Open the Bible and find the mysteries.  I told him I didn't need every reference to each mystery, but at least one for each.  Alternatively you could select a set of mysteries or even just one mystery and find all of the references.  There are of course books and website where this has already been done, so if you wanted to use this as an online type of research project it could be done that way as well.  I prefer the good old printed version.  Aidan laid his project out in a table format, but any format would really work.  I like to let him start and come up with his own format for things like this and help him adjust if needed, but others may prefer to assign a particular format.   

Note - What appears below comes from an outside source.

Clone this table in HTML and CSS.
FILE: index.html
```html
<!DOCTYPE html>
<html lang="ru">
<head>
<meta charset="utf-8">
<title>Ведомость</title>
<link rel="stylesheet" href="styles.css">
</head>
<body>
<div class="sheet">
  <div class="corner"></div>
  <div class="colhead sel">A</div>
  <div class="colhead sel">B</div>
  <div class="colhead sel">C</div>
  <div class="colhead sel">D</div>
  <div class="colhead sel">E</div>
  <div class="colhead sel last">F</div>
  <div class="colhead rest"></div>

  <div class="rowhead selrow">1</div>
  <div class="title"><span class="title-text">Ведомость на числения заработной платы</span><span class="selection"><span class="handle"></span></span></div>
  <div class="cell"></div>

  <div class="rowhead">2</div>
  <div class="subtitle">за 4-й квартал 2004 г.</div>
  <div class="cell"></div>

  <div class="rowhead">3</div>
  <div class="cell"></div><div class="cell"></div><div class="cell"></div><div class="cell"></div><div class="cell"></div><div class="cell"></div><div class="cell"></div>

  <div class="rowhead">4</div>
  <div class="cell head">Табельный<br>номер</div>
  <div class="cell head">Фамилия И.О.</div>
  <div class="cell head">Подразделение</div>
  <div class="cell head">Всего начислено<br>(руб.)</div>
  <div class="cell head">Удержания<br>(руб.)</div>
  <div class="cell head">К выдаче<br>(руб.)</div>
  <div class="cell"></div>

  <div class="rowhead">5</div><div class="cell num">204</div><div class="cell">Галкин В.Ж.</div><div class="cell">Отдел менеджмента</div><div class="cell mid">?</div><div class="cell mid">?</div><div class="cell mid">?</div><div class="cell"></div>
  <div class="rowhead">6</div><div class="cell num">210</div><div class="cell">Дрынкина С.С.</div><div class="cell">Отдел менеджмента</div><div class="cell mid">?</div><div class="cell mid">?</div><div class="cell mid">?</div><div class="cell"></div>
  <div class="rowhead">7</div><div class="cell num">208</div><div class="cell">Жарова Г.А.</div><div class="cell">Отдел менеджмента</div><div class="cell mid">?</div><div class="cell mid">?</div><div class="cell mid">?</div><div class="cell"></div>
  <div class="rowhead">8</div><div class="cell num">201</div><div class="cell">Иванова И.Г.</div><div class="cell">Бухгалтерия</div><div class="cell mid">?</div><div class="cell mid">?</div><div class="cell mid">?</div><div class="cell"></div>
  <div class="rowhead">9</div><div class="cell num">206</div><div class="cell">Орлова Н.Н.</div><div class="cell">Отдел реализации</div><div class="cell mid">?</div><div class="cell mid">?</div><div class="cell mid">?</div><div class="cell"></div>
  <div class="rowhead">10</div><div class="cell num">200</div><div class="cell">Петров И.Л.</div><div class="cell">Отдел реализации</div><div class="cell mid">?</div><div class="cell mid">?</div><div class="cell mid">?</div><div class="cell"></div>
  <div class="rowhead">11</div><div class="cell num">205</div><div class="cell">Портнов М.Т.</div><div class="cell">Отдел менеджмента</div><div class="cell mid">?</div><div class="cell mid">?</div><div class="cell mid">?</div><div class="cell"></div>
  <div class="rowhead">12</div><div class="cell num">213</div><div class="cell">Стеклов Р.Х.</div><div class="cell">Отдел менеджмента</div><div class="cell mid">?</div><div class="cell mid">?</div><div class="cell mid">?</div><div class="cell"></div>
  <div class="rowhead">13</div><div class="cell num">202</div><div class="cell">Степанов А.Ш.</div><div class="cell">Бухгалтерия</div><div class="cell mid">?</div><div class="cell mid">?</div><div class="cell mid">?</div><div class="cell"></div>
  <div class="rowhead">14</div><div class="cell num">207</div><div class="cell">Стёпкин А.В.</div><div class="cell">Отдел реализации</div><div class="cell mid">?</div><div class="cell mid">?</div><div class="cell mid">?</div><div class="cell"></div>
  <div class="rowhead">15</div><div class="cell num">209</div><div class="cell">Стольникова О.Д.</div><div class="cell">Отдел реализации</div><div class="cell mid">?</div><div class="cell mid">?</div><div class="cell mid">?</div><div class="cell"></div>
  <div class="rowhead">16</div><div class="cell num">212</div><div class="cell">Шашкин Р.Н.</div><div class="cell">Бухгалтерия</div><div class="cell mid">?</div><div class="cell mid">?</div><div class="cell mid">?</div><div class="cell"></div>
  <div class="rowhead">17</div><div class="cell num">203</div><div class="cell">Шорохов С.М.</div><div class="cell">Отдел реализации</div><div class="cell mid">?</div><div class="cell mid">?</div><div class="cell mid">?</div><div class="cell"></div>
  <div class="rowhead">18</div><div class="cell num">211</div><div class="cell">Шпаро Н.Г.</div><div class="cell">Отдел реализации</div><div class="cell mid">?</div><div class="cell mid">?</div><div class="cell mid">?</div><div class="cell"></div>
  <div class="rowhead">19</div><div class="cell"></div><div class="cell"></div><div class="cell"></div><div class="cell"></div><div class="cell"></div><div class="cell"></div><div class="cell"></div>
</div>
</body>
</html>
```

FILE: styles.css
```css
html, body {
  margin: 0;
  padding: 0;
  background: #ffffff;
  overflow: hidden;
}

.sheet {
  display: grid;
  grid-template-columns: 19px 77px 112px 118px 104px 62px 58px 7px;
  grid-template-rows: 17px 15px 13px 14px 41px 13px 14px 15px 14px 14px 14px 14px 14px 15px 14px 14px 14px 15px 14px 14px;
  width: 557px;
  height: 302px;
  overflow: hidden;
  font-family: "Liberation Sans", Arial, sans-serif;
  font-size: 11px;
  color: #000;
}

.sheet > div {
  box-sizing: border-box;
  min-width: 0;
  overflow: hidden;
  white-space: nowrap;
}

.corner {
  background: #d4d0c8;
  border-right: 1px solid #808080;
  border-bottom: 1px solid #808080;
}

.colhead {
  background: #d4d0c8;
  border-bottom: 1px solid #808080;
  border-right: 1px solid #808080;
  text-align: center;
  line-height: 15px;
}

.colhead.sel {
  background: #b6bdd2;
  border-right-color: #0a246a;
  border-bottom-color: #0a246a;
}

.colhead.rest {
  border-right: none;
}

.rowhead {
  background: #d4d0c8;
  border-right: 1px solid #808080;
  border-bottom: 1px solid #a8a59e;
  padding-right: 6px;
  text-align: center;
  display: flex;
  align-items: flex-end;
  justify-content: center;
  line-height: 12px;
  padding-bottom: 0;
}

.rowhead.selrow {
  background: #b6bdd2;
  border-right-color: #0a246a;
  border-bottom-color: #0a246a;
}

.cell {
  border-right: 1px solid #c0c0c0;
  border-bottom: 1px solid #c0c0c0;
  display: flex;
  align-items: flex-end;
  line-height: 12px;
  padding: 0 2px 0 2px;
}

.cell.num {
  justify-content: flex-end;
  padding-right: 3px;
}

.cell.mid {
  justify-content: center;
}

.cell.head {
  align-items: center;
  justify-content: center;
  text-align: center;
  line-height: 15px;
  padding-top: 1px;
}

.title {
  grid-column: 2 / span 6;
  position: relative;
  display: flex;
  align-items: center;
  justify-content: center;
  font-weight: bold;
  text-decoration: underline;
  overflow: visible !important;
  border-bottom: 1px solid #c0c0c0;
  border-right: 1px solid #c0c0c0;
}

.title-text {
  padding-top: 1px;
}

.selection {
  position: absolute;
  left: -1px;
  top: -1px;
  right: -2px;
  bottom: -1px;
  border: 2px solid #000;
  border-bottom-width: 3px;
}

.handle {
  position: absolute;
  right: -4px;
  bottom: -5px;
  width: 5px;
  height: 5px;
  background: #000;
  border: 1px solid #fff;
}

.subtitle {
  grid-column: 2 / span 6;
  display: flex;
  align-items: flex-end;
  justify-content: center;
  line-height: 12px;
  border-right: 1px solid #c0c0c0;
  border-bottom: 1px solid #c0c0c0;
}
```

This may seem like a huge task, and it is, but think of it this way.  What will make your heart sing louder than looking over again and again to see your 11 year old pouring through the pages of Sacred Scripture?

Final Thoughts

The reality is that each of these projects could be done individually or as a family.  Perhaps you and your older child want to delve into the mysteries of the rosary more fully, together.  You could start with the original sorting activity, move to the sorted timeline, then the booklet, then a written timeline, then finally create the scriptural index.  This post could serve as the spine for an entire unit, rather than a one-day activity.    There isn't a right or wrong way to adapt these resources for use in your family.  Many, many adults lack a solid understanding of the rosary (myself included at times) so delve into it all as a family and learn together!

1 comment:

Angie said...

I could see adapting this for a family night for Religious Ed on the Mysteries of the Rosary!